While 2017 was the year companies stood up for social justice issues, 2018 will be regarded as the year companies took action. Supporting social justice issues became mainstream this year as employees turned into activists demanding change within their own companies and businesses joined growing social movements – lending support to grassroots efforts like #TIMESUP and March for Our Lives. In 2018, we saw investors making their voices – and demands – heard and major companies making such bold commitments that the ripple effect may advance the sustainability progress of entire industries.
As the year draws to a close, we evaluated a year’s worth of purpose-driven news, activities, campaigns and announcements to bring you the top 10 trends of 2018:
Mainstreaming social justice: While more companies have been addressing social justice issues over the past few years, this year we saw mainstream companies go bigger and bolder with their support. No longer relegated to companies like Patagonia and Ben & Jerry’s, this year we saw Nike choose Colin Kaepernick (to the chagrin of some) as the face of 30th anniversary campaign for “Just Do It,” Levi Strauss’ CEO take sides on gun control and Dick’s Sporting Goods enter the fray as the new champion of gun control advocates.
Applying ads to change assumptions: The advertising industry came together in 2017 to form the global Unstereotype Alliance to leverage the power of advertising to change perceptions. Now we’re seeing those efforts gain traction. Gap won praise for its ad aimed at “normalizing breastfeeding,” while Apple celebrated marriage equality in Australia with an ad sharing same-sex marriage moments. Barbie also took a lead in educating parents about the “Dream Gap” through a powerful video showing how young girls begin to develop limiting self-beliefs as early as age 5.
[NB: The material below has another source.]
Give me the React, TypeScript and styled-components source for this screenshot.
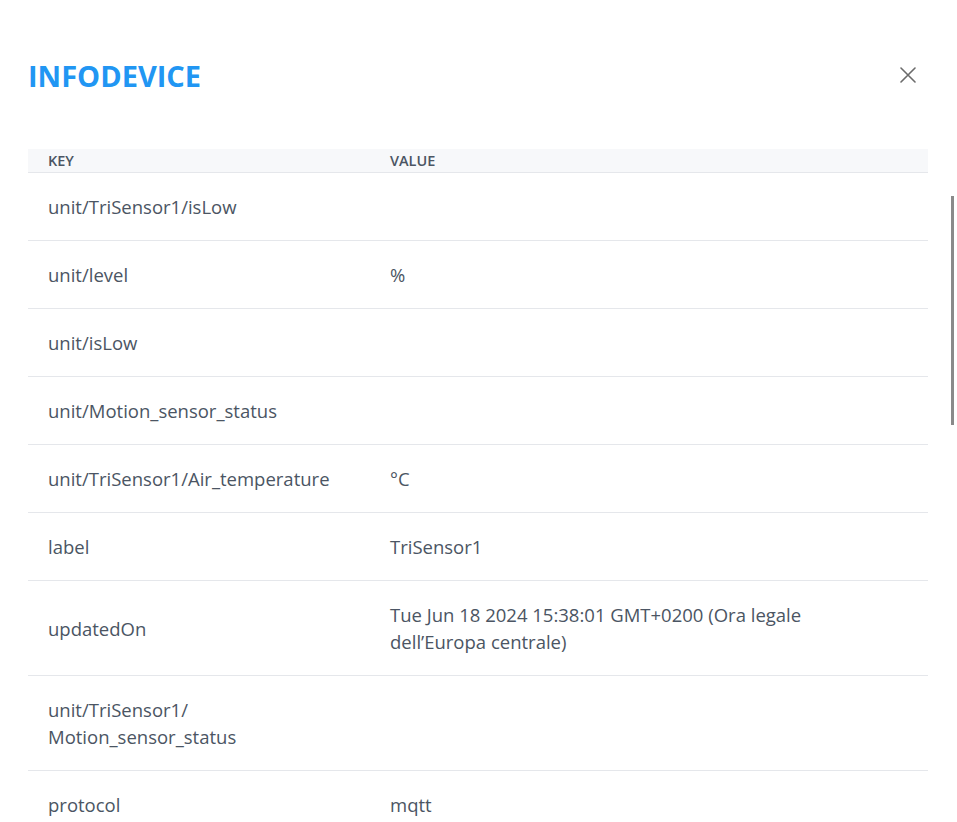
import React from 'react'
import styled, { createGlobalStyle } from 'styled-components'

const GlobalStyle = createGlobalStyle`
  html, body {
    margin: 0;
    padding: 0;
    background: #fff;
    font-family: "Open Sans", "Noto Sans", sans-serif;
  }
`

const rows: { k: string, v: string }[] = [
  { k: 'unit/TriSensor1/isLow', v: '' },
  { k: 'unit/level', v: '%' },
  { k: 'unit/isLow', v: '' },
  { k: 'unit/Motion_sensor_status', v: '' },
  { k: 'unit/TriSensor1/Air_temperature', v: '°C' },
  { k: 'label', v: 'TriSensor1' },
  { k: 'updatedOn', v: 'Tue Jun 18 2024 15:38:01 GMT+0200 (Ora legale dell\u2019Europa centrale)' },
  { k: 'unit/TriSensor1/Motion_sensor_status', v: '' },
  { k: 'protocol', v: 'mqtt' },
]

// allow line breaks after each slash, like a path
const breakable = (s: string) => {
  const parts = s.split('/')
  return parts.map((p, i) =>
    <React.Fragment key={i}>{p}{i < parts.length - 1 && <>/<wbr /></>}</React.Fragment>
  )
}

export default function App() {
  return <Page>
    <GlobalStyle />
    <Modal>
      <Header>
        <Title>INFODEVICE</Title>
        <CloseBtn aria-label="close">
          <svg width="16" height="16" viewBox="0 0 16 16">
            <path d="M1 1L15 15M15 1L1 15" stroke="#6b6b6b" strokeWidth="1.6" strokeLinecap="round" />
          </svg>
        </CloseBtn>
      </Header>
      <Table>
        <colgroup>
          <col style={{ width: 342 }} />
          <col style={{ width: 500 }} />
          <col />
        </colgroup>
        <thead>
          <tr>
            <Th>Key</Th>
            <Th>Value</Th>
            <Th />
          </tr>
        </thead>
        <tbody>
          {rows.map(r =>
            <tr key={r.k}>
              <Td>{breakable(r.k)}</Td>
              <Td>{r.v}</Td>
              <Td />
            </tr>
          )}
        </tbody>
      </Table>
    </Modal>
    <ScrollThumb />
  </Page>
}

const Page = styled.div`
  position: relative;
  height: 822px;
  overflow: hidden;
`
const Modal = styled.div`
  padding: 46px 29px 0 28px;
`
const Header = styled.div`
  display: flex;
  align-items: center;
  justify-content: space-between;
  height: 58px;
  margin-bottom: 45px;
`
const Title = styled.h2`
  margin: 0;
  font-size: 29px;
  font-weight: 700;
  color: #2196f3;
  letter-spacing: 0;
`
const CloseBtn = styled.button`
  border: none;
  background: none;
  padding: 0;
  margin-right: 12px;
  width: 16px;
  height: 16px;
  display: flex;
  cursor: pointer;
`
const Table = styled.table`
  width: 900px;
  border-collapse: collapse;
  table-layout: fixed;
`
const Th = styled.th`
  background: #f7f8fa;
  border-bottom: 1px solid #e5e7eb;
  text-align: left;
  text-transform: uppercase;
  font-size: 14.5px;
  font-weight: 600;
  color: #4b5563;
  padding: 3px 20px 3px;
  line-height: 17px;
`
const Td = styled.td`
  border-bottom: 1px solid #e5e7eb;
  padding: 20px;
  font-size: 18.5px;
  line-height: 27px;
  color: #4b5563;
  vertical-align: middle;
  overflow-wrap: break-word;
`
const ScrollThumb = styled.div`
  position: absolute;
  top: 196px;
  right: 3px;
  width: 3px;
  height: 229px;
  background: #8a8a8a;
`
Employee activism on the rise: As hot-button issues and the movements surrounding them become ever-more pervasive, employees are starting to take a microscope to the operations and actions of their own employers. Nike faced a lawsuit from four female employees over gender discrimination, while Google employees took to the streets in a protest over the company’s handling of sexual harassment. Meanwhile, Deloitte employees took issue with the company’s consulting contract for Immigration and Customs Enforcement (ICE) in the wake of the separation of families at the U.S.-Mexico border.